▶ RAW DATA:
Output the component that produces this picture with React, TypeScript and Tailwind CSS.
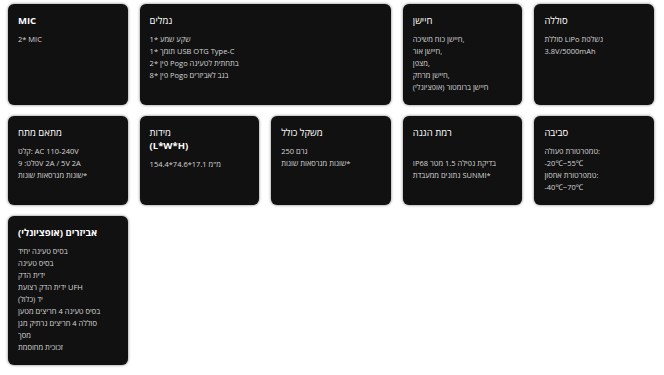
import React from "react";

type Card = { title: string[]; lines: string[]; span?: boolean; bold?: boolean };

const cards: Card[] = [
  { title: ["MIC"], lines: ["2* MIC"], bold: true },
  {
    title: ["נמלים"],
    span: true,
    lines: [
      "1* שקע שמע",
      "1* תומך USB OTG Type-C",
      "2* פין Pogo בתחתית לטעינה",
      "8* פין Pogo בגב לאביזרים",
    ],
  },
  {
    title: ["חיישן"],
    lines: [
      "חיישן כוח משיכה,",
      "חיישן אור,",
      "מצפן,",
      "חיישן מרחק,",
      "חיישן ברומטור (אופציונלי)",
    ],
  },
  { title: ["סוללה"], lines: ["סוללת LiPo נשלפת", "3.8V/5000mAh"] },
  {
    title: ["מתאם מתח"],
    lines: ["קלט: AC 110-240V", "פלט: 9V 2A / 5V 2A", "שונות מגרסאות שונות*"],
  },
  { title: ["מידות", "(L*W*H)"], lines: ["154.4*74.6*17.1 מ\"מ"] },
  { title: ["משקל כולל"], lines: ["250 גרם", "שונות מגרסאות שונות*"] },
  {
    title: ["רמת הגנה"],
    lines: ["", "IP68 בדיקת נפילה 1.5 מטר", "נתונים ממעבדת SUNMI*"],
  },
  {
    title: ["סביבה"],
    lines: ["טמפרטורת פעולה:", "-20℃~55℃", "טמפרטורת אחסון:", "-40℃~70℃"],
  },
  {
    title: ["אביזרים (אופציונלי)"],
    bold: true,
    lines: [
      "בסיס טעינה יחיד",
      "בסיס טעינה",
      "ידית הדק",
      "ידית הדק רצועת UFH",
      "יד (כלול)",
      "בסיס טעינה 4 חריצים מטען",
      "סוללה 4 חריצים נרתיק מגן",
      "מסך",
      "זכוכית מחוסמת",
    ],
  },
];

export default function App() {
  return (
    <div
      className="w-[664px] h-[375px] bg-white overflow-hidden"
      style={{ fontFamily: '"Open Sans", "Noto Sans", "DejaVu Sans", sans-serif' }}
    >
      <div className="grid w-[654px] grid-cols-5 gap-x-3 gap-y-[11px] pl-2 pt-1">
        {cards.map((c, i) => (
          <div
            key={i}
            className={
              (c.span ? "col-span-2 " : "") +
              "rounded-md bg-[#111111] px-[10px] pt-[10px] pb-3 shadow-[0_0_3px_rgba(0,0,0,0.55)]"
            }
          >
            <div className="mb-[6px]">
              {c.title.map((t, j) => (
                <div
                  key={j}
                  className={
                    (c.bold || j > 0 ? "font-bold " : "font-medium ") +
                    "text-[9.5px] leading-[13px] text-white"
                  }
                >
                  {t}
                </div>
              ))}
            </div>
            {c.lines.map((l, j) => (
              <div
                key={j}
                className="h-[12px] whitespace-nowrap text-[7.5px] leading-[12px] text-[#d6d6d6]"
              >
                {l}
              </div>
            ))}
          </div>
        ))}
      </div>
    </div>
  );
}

▶ TASK DIRECTIONS: Leaving the pictures aside, transcribe the entire listing exactly.

▶ SOLUTION TO THE PROBLEM:
Output the component that produces this picture with React, TypeScript and Tailwind CSS.
import React from "react";

type Card = { title: string[]; lines: string[]; span?: boolean; bold?: boolean };

const cards: Card[] = [
  { title: ["MIC"], lines: ["2* MIC"], bold: true },
  {
    title: ["נמלים"],
    span: true,
    lines: [
      "1* שקע שמע",
      "1* תומך USB OTG Type-C",
      "2* פין Pogo בתחתית לטעינה",
      "8* פין Pogo בגב לאביזרים",
    ],
  },
  {
    title: ["חיישן"],
    lines: [
      "חיישן כוח משיכה,",
      "חיישן אור,",
      "מצפן,",
      "חיישן מרחק,",
      "חיישן ברומטור (אופציונלי)",
    ],
  },
  { title: ["סוללה"], lines: ["סוללת LiPo נשלפת", "3.8V/5000mAh"] },
  {
    title: ["מתאם מתח"],
    lines: ["קלט: AC 110-240V", "פלט: 9V 2A / 5V 2A", "שונות מגרסאות שונות*"],
  },
  { title: ["מידות", "(L*W*H)"], lines: ["154.4*74.6*17.1 מ\"מ"] },
  { title: ["משקל כולל"], lines: ["250 גרם", "שונות מגרסאות שונות*"] },
  {
    title: ["רמת הגנה"],
    lines: ["", "IP68 בדיקת נפילה 1.5 מטר", "נתונים ממעבדת SUNMI*"],
  },
  {
    title: ["סביבה"],
    lines: ["טמפרטורת פעולה:", "-20℃~55℃", "טמפרטורת אחסון:", "-40℃~70℃"],
  },
  {
    title: ["אביזרים (אופציונלי)"],
    bold: true,
    lines: [
      "בסיס טעינה יחיד",
      "בסיס טעינה",
      "ידית הדק",
      "ידית הדק רצועת UFH",
      "יד (כלול)",
      "בסיס טעינה 4 חריצים מטען",
      "סוללה 4 חריצים נרתיק מגן",
      "מסך",
      "זכוכית מחוסמת",
    ],
  },
];

export default function App() {
  return (
    <div
      className="w-[664px] h-[375px] bg-white overflow-hidden"
      style={{ fontFamily: '"Open Sans", "Noto Sans", "DejaVu Sans", sans-serif' }}
    >
      <div className="grid w-[654px] grid-cols-5 gap-x-3 gap-y-[11px] pl-2 pt-1">
        {cards.map((c, i) => (
          <div
            key={i}
            className={
              (c.span ? "col-span-2 " : "") +
              "rounded-md bg-[#111111] px-[10px] pt-[10px] pb-3 shadow-[0_0_3px_rgba(0,0,0,0.55)]"
            }
          >
            <div className="mb-[6px]">
              {c.title.map((t, j) => (
                <div
                  key={j}
                  className={
                    (c.bold || j > 0 ? "font-bold " : "font-medium ") +
                    "text-[9.5px] leading-[13px] text-white"
                  }
                >
                  {t}
                </div>
              ))}
            </div>
            {c.lines.map((l, j) => (
              <div
                key={j}
                className="h-[12px] whitespace-nowrap text-[7.5px] leading-[12px] text-[#d6d6d6]"
              >
                {l}
              </div>
            ))}
          </div>
        ))}
      </div>
    </div>
  );
}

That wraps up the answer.